Exercise details
Look through the data below. Collect every line where the word "this" occurs.
------------------------------------
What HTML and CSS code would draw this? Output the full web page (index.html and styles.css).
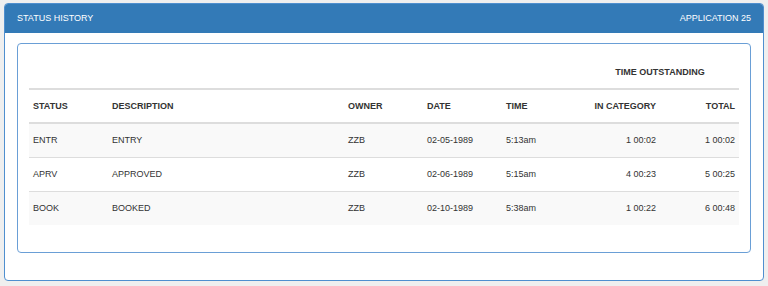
FILE: index.html
```html
<!DOCTYPE html>
<html>
<head>
<meta charset="utf-8">
<link rel="stylesheet" href="styles.css">
</head>
<body>
<div class="panel">
  <div class="panel-heading">
    <span>STATUS HISTORY</span>
    <span>APPLICATION 25</span>
  </div>
  <div class="panel-body">
    <div class="box">
      <table class="grid">
        <colgroup>
          <col class="c-narrow"><col><col class="c-narrow"><col class="c-narrow"><col class="c-narrow"><col class="c-narrow"><col class="c-narrow">
        </colgroup>
        <thead>
          <tr class="group-row">
            <th></th><th></th><th></th><th></th><th></th>
            <th colspan="2" class="center">TIME OUTSTANDING</th>
          </tr>
          <tr class="head-row">
            <th>STATUS</th>
            <th>DESCRIPTION</th>
            <th>OWNER</th>
            <th>DATE</th>
            <th>TIME</th>
            <th class="right">IN CATEGORY</th>
            <th class="right">TOTAL</th>
          </tr>
        </thead>
        <tbody>
          <tr class="odd">
            <td>ENTR</td><td>ENTRY</td><td>ZZB</td><td>02-05-1989</td><td>5:13am</td><td class="right">1 00:02</td><td class="right">1 00:02</td>
          </tr>
          <tr>
            <td>APRV</td><td>APPROVED</td><td>ZZB</td><td>02-06-1989</td><td>5:15am</td><td class="right">4 00:23</td><td class="right">5 00:25</td>
          </tr>
          <tr class="odd">
            <td>BOOK</td><td>BOOKED</td><td>ZZB</td><td>02-10-1989</td><td>5:38am</td><td class="right">1 00:22</td><td class="right">6 00:48</td>
          </tr>
        </tbody>
      </table>
    </div>
  </div>
</div>
</body>
</html>
```
FILE: styles.css
```css
html, body {
  margin: 0;
  padding: 0;
}
body {
  background: #efefef;
  padding: 3px 4px 0 4px;
  font-family: "Liberation Sans", Arial, sans-serif;
  font-size: 9px;
  color: #333;
}
.panel {
  background: #fff;
  border: 1px solid #4f8fcf;
  border-radius: 4px;
  overflow: hidden;
}
.panel-heading {
  background: #337ab7;
  color: #fff;
  height: 29px;
  line-height: 29px;
  padding: 0 12px;
  display: flex;
  justify-content: space-between;
  font-size: 9px;
}
.panel-body {
  padding: 10px 12px 27px 12px;
}
.box {
  border: 1px solid #6a9fd6;
  border-radius: 4px;
  padding: 12px 11px 27px 11px;
}
.grid {
  width: 100%;
  border-collapse: separate;
  border-spacing: 0;
  table-layout: fixed;
}
.c-narrow {
  width: 79px;
}
.grid th, .grid td {
  padding: 8px 4px;
  line-height: 17px;
  text-align: left;
  white-space: nowrap;
}
.grid th {
  font-weight: bold;
  color: #333;
  line-height: 16px;
}
.group-row th {
  border-bottom: 2px solid #ddd;
}
.head-row th {
  border-bottom: 2px solid #ddd;
}
.grid tbody tr + tr td {
  border-top: 1px solid #ddd;
}
.grid tbody tr.odd td {
  background: #f9f9f9;
}
.grid .right {
  text-align: right;
}
.grid .center {
  text-align: center;
}
```
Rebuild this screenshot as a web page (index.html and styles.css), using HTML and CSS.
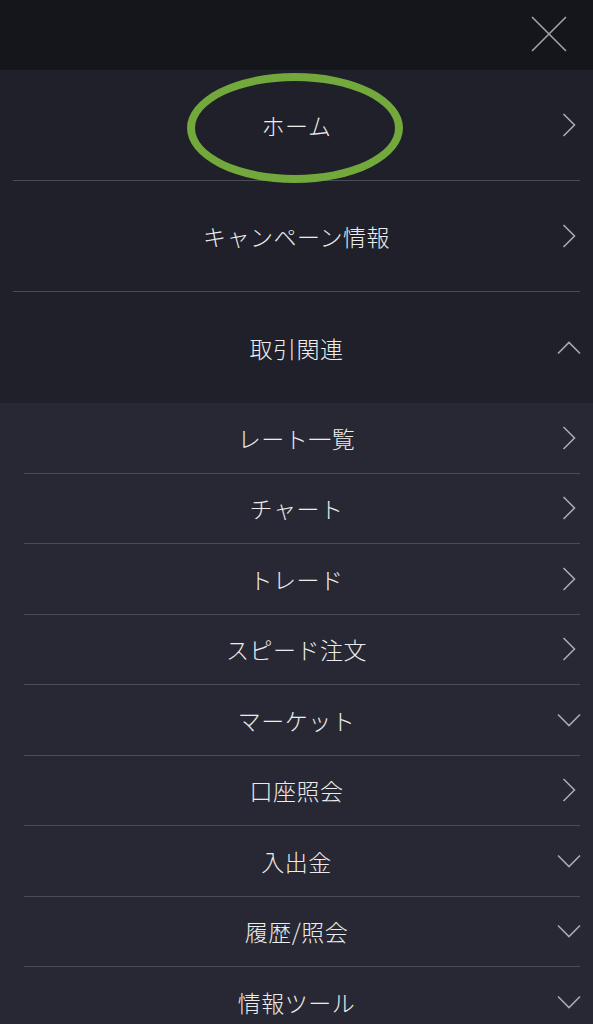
FILE: index.html
```html
<!DOCTYPE html>
<html lang="ja">
<head>
  <meta charset="UTF-8" />
  <meta name="viewport" content="width=device-width, initial-scale=1.0" />
  <title>メニュー</title>
  <link rel="stylesheet" href="styles.css">
</head>
<body>

  <!-- ヘッダー -->
  <header class="menu-header">
    <button class="close-btn" aria-label="閉じる">
      <svg width="36" height="36" viewBox="0 0 36 36"><path d="M1 1 L35 35 M35 1 L1 35" stroke="#a2a3a8" stroke-width="1.6" fill="none"/></svg>
    </button>
  </header>

  <!-- メインメニュー -->
  <nav class="main-menu">
    <a class="main-row" href="#">
      <span class="label">ホーム</span>
      <span class="icon"><svg width="14" height="24" viewBox="0 0 14 24"><path d="M1.5 1 L12.5 12 L1.5 23" class="chev"/></svg></span>
      <span class="mark"></span>
    </a>
    <hr class="line main-line">
    <a class="main-row" href="#">
      <span class="label">キャンペーン情報</span>
      <span class="icon"><svg width="14" height="24" viewBox="0 0 14 24"><path d="M1.5 1 L12.5 12 L1.5 23" class="chev"/></svg></span>
    </a>
    <hr class="line main-line">
    <a class="main-row tall" href="#">
      <span class="label">取引関連</span>
      <span class="icon"><svg width="24" height="14" viewBox="0 0 24 14"><path d="M1 12.5 L12 1.5 L23 12.5" class="chev"/></svg></span>
    </a>
  </nav>

  <!-- サブメニュー -->
  <nav class="sub-menu">
    <a class="sub-row" href="#"><span class="label">レート一覧</span><span class="icon"><svg width="14" height="24" viewBox="0 0 14 24"><path d="M1.5 1 L12.5 12 L1.5 23" class="chev"/></svg></span></a>
    <hr class="line sub-line">
    <a class="sub-row" href="#"><span class="label">チャート</span><span class="icon"><svg width="14" height="24" viewBox="0 0 14 24"><path d="M1.5 1 L12.5 12 L1.5 23" class="chev"/></svg></span></a>
    <hr class="line sub-line">
    <a class="sub-row" href="#"><span class="label">トレード</span><span class="icon"><svg width="14" height="24" viewBox="0 0 14 24"><path d="M1.5 1 L12.5 12 L1.5 23" class="chev"/></svg></span></a>
    <hr class="line sub-line">
    <a class="sub-row" href="#"><span class="label">スピード注文</span><span class="icon"><svg width="14" height="24" viewBox="0 0 14 24"><path d="M1.5 1 L12.5 12 L1.5 23" class="chev"/></svg></span></a>
    <hr class="line sub-line">
    <a class="sub-row" href="#"><span class="label">マーケット</span><span class="icon"><svg width="24" height="14" viewBox="0 0 24 14"><path d="M1 1.5 L12 12.5 L23 1.5" class="chev"/></svg></span></a>
    <hr class="line sub-line">
    <a class="sub-row" href="#"><span class="label">口座照会</span><span class="icon"><svg width="14" height="24" viewBox="0 0 14 24"><path d="M1.5 1 L12.5 12 L1.5 23" class="chev"/></svg></span></a>
    <hr class="line sub-line">
    <a class="sub-row" href="#"><span class="label">入出金</span><span class="icon"><svg width="24" height="14" viewBox="0 0 24 14"><path d="M1 1.5 L12 12.5 L23 1.5" class="chev"/></svg></span></a>
    <hr class="line sub-line">
    <a class="sub-row" href="#"><span class="label">履歴/照会</span><span class="icon"><svg width="24" height="14" viewBox="0 0 24 14"><path d="M1 1.5 L12 12.5 L23 1.5" class="chev"/></svg></span></a>
    <hr class="line sub-line">
    <a class="sub-row" href="#"><span class="label">情報ツール</span><span class="icon"><svg width="24" height="14" viewBox="0 0 24 14"><path d="M1 1.5 L12 12.5 L23 1.5" class="chev"/></svg></span></a>
  </nav>

</body>
</html>
```

FILE: styles.css
```css
body {
  margin: 0;
  font-family: 'Noto Sans CJK JP', 'Noto Sans', sans-serif;
  background-color: #272833;
  color: #ececec;
  overflow: hidden;
}
.menu-header {
  height: 70px;
  background-color: #15161b;
  display: flex;
  justify-content: flex-end;
  align-items: center;
  padding-right: 26px;
}
.close-btn {
  background: none;
  border: none;
  padding: 0;
  margin-top: -2px;
  display: flex;
}
.main-menu {
  background-color: #1f2029;
  display: flex;
  flex-direction: column;
  position: relative;
}
.sub-menu {
  background-color: #272833;
  display: flex;
  flex-direction: column;
}
.main-row, .sub-row {
  display: grid;
  grid-template-columns: 1fr auto 1fr;
  align-items: center;
  color: #ececec;
  text-decoration: none;
  font-size: 23px;
  font-weight: 300;
  letter-spacing: 0.5px;
  position: relative;
}
.main-row {
  height: 110px;
}
.main-row.tall {
  height: 111px;
}
.sub-row {
  height: 69.5px;
}
.label {
  grid-column: 2;
}
.icon {
  grid-column: 3;
  justify-self: end;
  display: flex;
  align-items: center;
  justify-content: center;
  width: 24px;
  margin-right: 12px;
}
.chev {
  fill: none;
  stroke: #a9aaaf;
  stroke-width: 1.6;
}
.line {
  border: none;
  height: 1px;
  margin: 0;
  background-color: #4b4d56;
}
.main-line {
  margin: 0 13px;
}
.sub-line {
  margin: 0 13px 0 24px;
}
/* 注目マーク */
.mark {
  position: absolute;
  left: 187px;
  top: 3px;
  width: 216px;
  height: 110px;
  box-sizing: border-box;
  border: 8px solid #73a83c;
  border-radius: 50%;
  z-index: 2;
}
```
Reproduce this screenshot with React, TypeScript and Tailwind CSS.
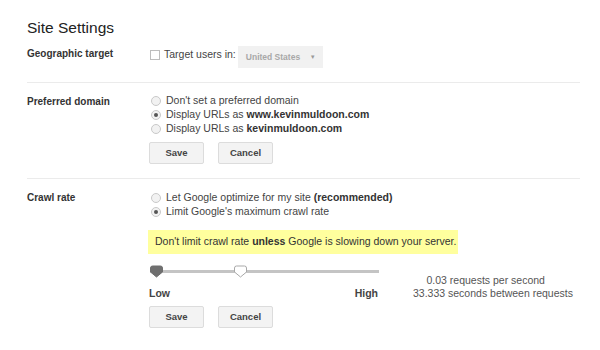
------------------------------------
The answer
What HTML and CSS code would draw this? Output the full web page (index.html and styles.css).
Rebuild this screenshot as a web page (index.html and styles.css), using HTML and CSS.
Reproduce this screenshot with React, TypeScript and Tailwind CSS.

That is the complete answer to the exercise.